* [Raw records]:
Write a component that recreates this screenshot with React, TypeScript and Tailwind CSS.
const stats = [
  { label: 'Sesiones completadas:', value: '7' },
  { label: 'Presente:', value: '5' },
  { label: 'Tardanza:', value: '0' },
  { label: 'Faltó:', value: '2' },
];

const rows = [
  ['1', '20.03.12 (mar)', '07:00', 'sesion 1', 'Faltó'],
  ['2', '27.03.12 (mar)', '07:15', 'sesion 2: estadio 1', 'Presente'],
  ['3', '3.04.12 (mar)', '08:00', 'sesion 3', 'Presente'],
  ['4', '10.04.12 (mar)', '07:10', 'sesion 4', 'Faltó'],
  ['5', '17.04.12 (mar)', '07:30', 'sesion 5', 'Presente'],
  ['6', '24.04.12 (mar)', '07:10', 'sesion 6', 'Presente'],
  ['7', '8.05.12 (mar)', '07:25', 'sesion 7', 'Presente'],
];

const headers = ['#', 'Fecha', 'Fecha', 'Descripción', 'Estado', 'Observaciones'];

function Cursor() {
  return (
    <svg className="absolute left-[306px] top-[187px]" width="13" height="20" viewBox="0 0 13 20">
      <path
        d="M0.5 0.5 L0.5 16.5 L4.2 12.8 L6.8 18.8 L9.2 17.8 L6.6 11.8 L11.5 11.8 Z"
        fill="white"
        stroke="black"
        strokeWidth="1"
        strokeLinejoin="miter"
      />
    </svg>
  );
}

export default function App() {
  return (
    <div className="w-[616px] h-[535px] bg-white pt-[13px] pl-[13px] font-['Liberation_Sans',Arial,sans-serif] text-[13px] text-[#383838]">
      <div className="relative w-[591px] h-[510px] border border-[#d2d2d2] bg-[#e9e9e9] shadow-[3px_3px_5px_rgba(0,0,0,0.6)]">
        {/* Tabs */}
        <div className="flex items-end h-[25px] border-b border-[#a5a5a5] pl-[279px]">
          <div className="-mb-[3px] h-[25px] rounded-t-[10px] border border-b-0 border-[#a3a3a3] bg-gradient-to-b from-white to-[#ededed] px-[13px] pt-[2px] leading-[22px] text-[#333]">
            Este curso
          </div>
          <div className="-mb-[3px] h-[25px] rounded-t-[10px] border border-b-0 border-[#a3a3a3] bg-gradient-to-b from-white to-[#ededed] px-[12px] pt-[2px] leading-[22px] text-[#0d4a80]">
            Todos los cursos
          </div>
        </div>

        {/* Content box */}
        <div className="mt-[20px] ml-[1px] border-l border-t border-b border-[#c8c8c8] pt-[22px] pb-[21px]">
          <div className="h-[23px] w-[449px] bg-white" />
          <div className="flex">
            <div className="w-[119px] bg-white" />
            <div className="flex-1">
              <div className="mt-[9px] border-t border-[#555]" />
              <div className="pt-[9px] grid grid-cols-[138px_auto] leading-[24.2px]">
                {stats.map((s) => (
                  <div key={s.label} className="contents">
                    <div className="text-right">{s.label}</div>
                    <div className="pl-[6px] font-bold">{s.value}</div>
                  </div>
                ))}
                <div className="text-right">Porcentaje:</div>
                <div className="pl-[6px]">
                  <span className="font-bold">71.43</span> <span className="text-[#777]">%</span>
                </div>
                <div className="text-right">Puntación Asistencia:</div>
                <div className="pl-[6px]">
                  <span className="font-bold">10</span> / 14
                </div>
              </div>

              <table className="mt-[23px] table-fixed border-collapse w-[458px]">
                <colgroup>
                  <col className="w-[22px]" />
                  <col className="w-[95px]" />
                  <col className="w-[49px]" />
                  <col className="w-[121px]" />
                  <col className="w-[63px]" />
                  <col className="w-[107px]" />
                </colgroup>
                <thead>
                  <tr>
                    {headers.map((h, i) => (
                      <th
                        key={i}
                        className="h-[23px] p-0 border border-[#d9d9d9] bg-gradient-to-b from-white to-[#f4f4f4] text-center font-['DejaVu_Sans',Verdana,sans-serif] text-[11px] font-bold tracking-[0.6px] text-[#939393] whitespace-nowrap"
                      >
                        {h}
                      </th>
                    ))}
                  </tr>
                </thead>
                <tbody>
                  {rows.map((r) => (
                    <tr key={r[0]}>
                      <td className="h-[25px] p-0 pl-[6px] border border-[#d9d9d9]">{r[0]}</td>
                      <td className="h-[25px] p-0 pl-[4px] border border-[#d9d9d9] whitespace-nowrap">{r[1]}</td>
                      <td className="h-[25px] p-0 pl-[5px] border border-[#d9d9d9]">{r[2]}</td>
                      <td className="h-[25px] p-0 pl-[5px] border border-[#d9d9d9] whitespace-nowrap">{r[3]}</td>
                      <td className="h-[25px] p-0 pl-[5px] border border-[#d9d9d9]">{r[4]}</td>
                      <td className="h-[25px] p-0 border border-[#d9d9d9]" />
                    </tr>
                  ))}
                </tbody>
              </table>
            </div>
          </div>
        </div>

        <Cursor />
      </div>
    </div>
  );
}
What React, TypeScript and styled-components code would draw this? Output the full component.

* [YOUR OBJECTIVE]:
Quote the listing in full, please, keeping every line exact.

* [ANSWER FOR THIS EXERCISE]:
Write a component that recreates this screenshot with React, TypeScript and Tailwind CSS.
const stats = [
  { label: 'Sesiones completadas:', value: '7' },
  { label: 'Presente:', value: '5' },
  { label: 'Tardanza:', value: '0' },
  { label: 'Faltó:', value: '2' },
];

const rows = [
  ['1', '20.03.12 (mar)', '07:00', 'sesion 1', 'Faltó'],
  ['2', '27.03.12 (mar)', '07:15', 'sesion 2: estadio 1', 'Presente'],
  ['3', '3.04.12 (mar)', '08:00', 'sesion 3', 'Presente'],
  ['4', '10.04.12 (mar)', '07:10', 'sesion 4', 'Faltó'],
  ['5', '17.04.12 (mar)', '07:30', 'sesion 5', 'Presente'],
  ['6', '24.04.12 (mar)', '07:10', 'sesion 6', 'Presente'],
  ['7', '8.05.12 (mar)', '07:25', 'sesion 7', 'Presente'],
];

const headers = ['#', 'Fecha', 'Fecha', 'Descripción', 'Estado', 'Observaciones'];

function Cursor() {
  return (
    <svg className="absolute left-[306px] top-[187px]" width="13" height="20" viewBox="0 0 13 20">
      <path
        d="M0.5 0.5 L0.5 16.5 L4.2 12.8 L6.8 18.8 L9.2 17.8 L6.6 11.8 L11.5 11.8 Z"
        fill="white"
        stroke="black"
        strokeWidth="1"
        strokeLinejoin="miter"
      />
    </svg>
  );
}

export default function App() {
  return (
    <div className="w-[616px] h-[535px] bg-white pt-[13px] pl-[13px] font-['Liberation_Sans',Arial,sans-serif] text-[13px] text-[#383838]">
      <div className="relative w-[591px] h-[510px] border border-[#d2d2d2] bg-[#e9e9e9] shadow-[3px_3px_5px_rgba(0,0,0,0.6)]">
        {/* Tabs */}
        <div className="flex items-end h-[25px] border-b border-[#a5a5a5] pl-[279px]">
          <div className="-mb-[3px] h-[25px] rounded-t-[10px] border border-b-0 border-[#a3a3a3] bg-gradient-to-b from-white to-[#ededed] px-[13px] pt-[2px] leading-[22px] text-[#333]">
            Este curso
          </div>
          <div className="-mb-[3px] h-[25px] rounded-t-[10px] border border-b-0 border-[#a3a3a3] bg-gradient-to-b from-white to-[#ededed] px-[12px] pt-[2px] leading-[22px] text-[#0d4a80]">
            Todos los cursos
          </div>
        </div>

        {/* Content box */}
        <div className="mt-[20px] ml-[1px] border-l border-t border-b border-[#c8c8c8] pt-[22px] pb-[21px]">
          <div className="h-[23px] w-[449px] bg-white" />
          <div className="flex">
            <div className="w-[119px] bg-white" />
            <div className="flex-1">
              <div className="mt-[9px] border-t border-[#555]" />
              <div className="pt-[9px] grid grid-cols-[138px_auto] leading-[24.2px]">
                {stats.map((s) => (
                  <div key={s.label} className="contents">
                    <div className="text-right">{s.label}</div>
                    <div className="pl-[6px] font-bold">{s.value}</div>
                  </div>
                ))}
                <div className="text-right">Porcentaje:</div>
                <div className="pl-[6px]">
                  <span className="font-bold">71.43</span> <span className="text-[#777]">%</span>
                </div>
                <div className="text-right">Puntación Asistencia:</div>
                <div className="pl-[6px]">
                  <span className="font-bold">10</span> / 14
                </div>
              </div>

              <table className="mt-[23px] table-fixed border-collapse w-[458px]">
                <colgroup>
                  <col className="w-[22px]" />
                  <col className="w-[95px]" />
                  <col className="w-[49px]" />
                  <col className="w-[121px]" />
                  <col className="w-[63px]" />
                  <col className="w-[107px]" />
                </colgroup>
                <thead>
                  <tr>
                    {headers.map((h, i) => (
                      <th
                        key={i}
                        className="h-[23px] p-0 border border-[#d9d9d9] bg-gradient-to-b from-white to-[#f4f4f4] text-center font-['DejaVu_Sans',Verdana,sans-serif] text-[11px] font-bold tracking-[0.6px] text-[#939393] whitespace-nowrap"
                      >
                        {h}
                      </th>
                    ))}
                  </tr>
                </thead>
                <tbody>
                  {rows.map((r) => (
                    <tr key={r[0]}>
                      <td className="h-[25px] p-0 pl-[6px] border border-[#d9d9d9]">{r[0]}</td>
                      <td className="h-[25px] p-0 pl-[4px] border border-[#d9d9d9] whitespace-nowrap">{r[1]}</td>
                      <td className="h-[25px] p-0 pl-[5px] border border-[#d9d9d9]">{r[2]}</td>
                      <td className="h-[25px] p-0 pl-[5px] border border-[#d9d9d9] whitespace-nowrap">{r[3]}</td>
                      <td className="h-[25px] p-0 pl-[5px] border border-[#d9d9d9]">{r[4]}</td>
                      <td className="h-[25px] p-0 border border-[#d9d9d9]" />
                    </tr>
                  ))}
                </tbody>
              </table>
            </div>
          </div>
        </div>

        <Cursor />
      </div>
    </div>
  );
}
What React, TypeScript and styled-components code would draw this? Output the full component.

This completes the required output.